Jazirah Indonesia – Porsi ‘kue’ pembangunan seharusnya dapat dicicipi oleh semua kalangan.
Namun hal itu seakan belum dinikmati oleh warga Kelurahan Mafututu dan Jiko Cobo, Kecamatan Tidore Timur.
Mulai dari jaringan internet, akses jalan yang rusak, tak ada penerangan jalan umum, hingga penanganan sampah.
“Kami bicara sesuai fakta di lapangan,” ucap Koordinator Aksi dari Aliansi Solidaritas Tidore Timur, Dodi Latif, dalam aksi unjuk rasa di Kantor Wali Kota Tidore Kepulauan, Kamis (2/9/2021).
Dimulai dari jaringan internet. Sulitnya mengakses informasi, dinilai sangat berdampak pada aspek pendidikan.
“Di kelurahan kami terdapat 1 PAUD, 1 SMP berstatus akreditasi A, dan 1 SMA,” katanya.

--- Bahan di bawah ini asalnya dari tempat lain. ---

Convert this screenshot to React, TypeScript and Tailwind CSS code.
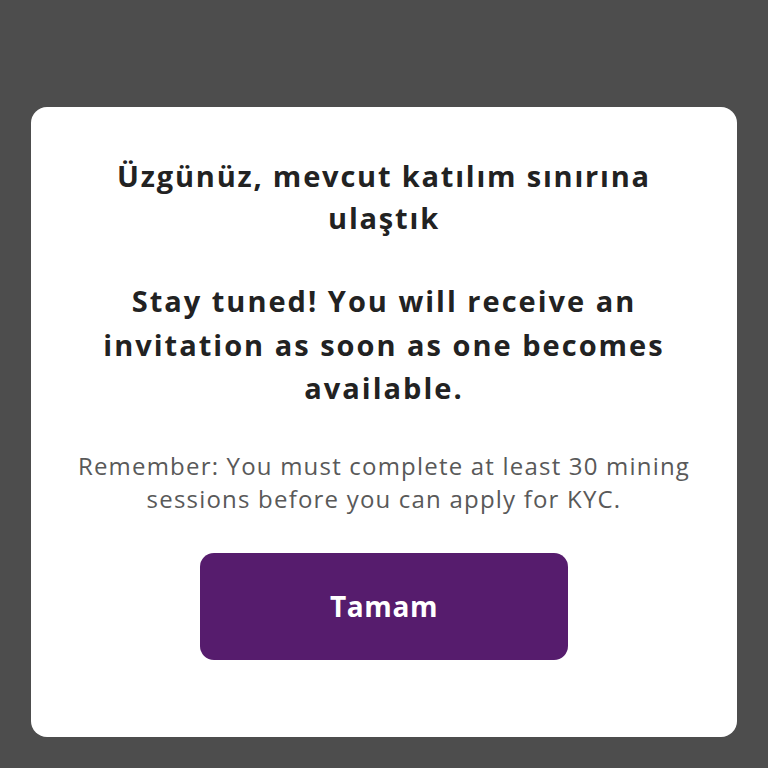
export default function App() {
  return (
    <div className="w-[768px] h-[768px] bg-[#4d4d4d] flex flex-col pt-[107px] pl-[31px] font-['Open_Sans','Noto_Sans',sans-serif]">
      <div className="w-[706px] h-[630px] bg-white rounded-[16px] px-[20px] pt-[48px] flex flex-col items-center text-center">
        <h1 className="text-[29px] leading-[42px] font-bold tracking-[1.8px] text-[#222222] whitespace-nowrap">
          Üzgünüz, mevcut katılım sınırına
          <br />
          ulaştık
        </h1>
        <h2 className="mt-[40px] text-[29px] leading-[43.5px] font-bold tracking-[2px] text-[#222222] whitespace-nowrap">
          Stay tuned! You will receive an
          <br />
          invitation as soon as one becomes
          <br />
          available.
        </h2>
        <p className="mt-[39px] text-[24px] leading-[33px] tracking-[1.2px] text-[#595959] whitespace-nowrap">
          Remember: You must complete at least 30 mining
          <br />
          sessions before you can apply for KYC.
        </p>
        <button className="mt-[38px] w-[368px] h-[107px] rounded-[14px] bg-[#561c6d] text-white text-[28px] font-bold tracking-[0.6px]">
          Tamam
        </button>
      </div>
    </div>
  );
}
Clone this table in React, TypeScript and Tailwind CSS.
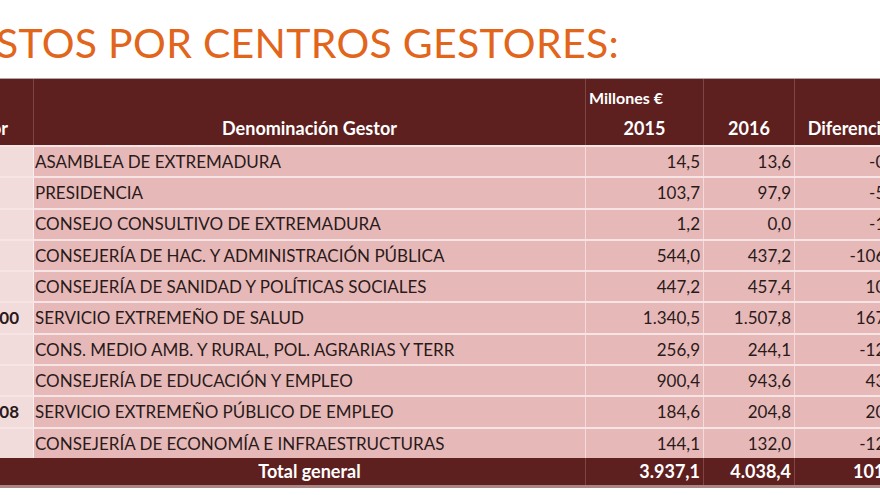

Berlanjut pada infrastruktur jalan. Berdasarkan hasil survei mereka, terdapat 88 titik jalan yang berlubang atau rusak di Jiko Cobo.
“Bahkan ada satu jembatan di kawasan Cobo Pantai, yang sudah hampir 4 tahun tidak selesai proses pengaspalannya,” katanya.
Sedangkan di Mafututu, ditemukan 51 titik jalan yang rusak. “Jadi totalnya 139 titik,” katanya.
Kemudian masalah penerangan jalan umum. Sebelumnya, ada proyek dari pemerintah pusat terkait lampu jalan bertenaga surya.
“Tapi itu terhenti. Berdasarkan data yang kami peroleh, dua kelurahan ini masing-masing dapat jatah 200 titik lampu jalan,” katanya.
Persoalan terakhir adalah penanganan sampah. Untuk yang satu ini, pemerintah diminta segera memfasilitasi tempat penampungan sampah di setiap RT.
“Kemudian memfungsikan mobil pengangkut sampah di jalur Mafututu – Jiko Cobo,” pintanya.
Menanggapi hal itu, Wakil Wali Kota Tidore Kepulauan, Muhammad Sinen mengatakan, untuk tower internet bisa dibeli.
“Tapi sinyal siapa yang beli,” ucap Muhammad kepada Jazirah.id.
Sedangkan penerangan jalan umum, ia mengaku sudah mengusulkan. “Balai sudah survei. Tapi kan butuh waktu,” katanya.
Terkait kondisi jalan yang rusak, menurut dia, bukan kewenangan Pemkot Tidore Kepulauan.
“Kita harus koordinasi dengan balai, karena itu jalan nasional. Tapi bukan berarti tidak mau bikin,” katanya.
Sedangkan sampah, diakui Muhammad, bahwa itu menjadi tanggung jawab Pemkot Tidore. Tapi realisasinya ada pada pemerintah kelurahan.
“Karena lurah juga tidak pernah (laporkan) kan. Dari periode pertama kami sudah rapat dengan mereka,” katanya.
Misalnya, kata dia, ketika sampah ditampung di suatu tempat. Dari situ pihak kelurahan harus laporkan ke Dinas Lingkungan Hidup untuk diangkut.
Terkait armada sampah, menurut dia, bukan tidak beroperasi. “Ada jadwal, tidak setiap hari. Jadi masalah sampah ini harus ada kesadaran masyarakat,” pungkasnya.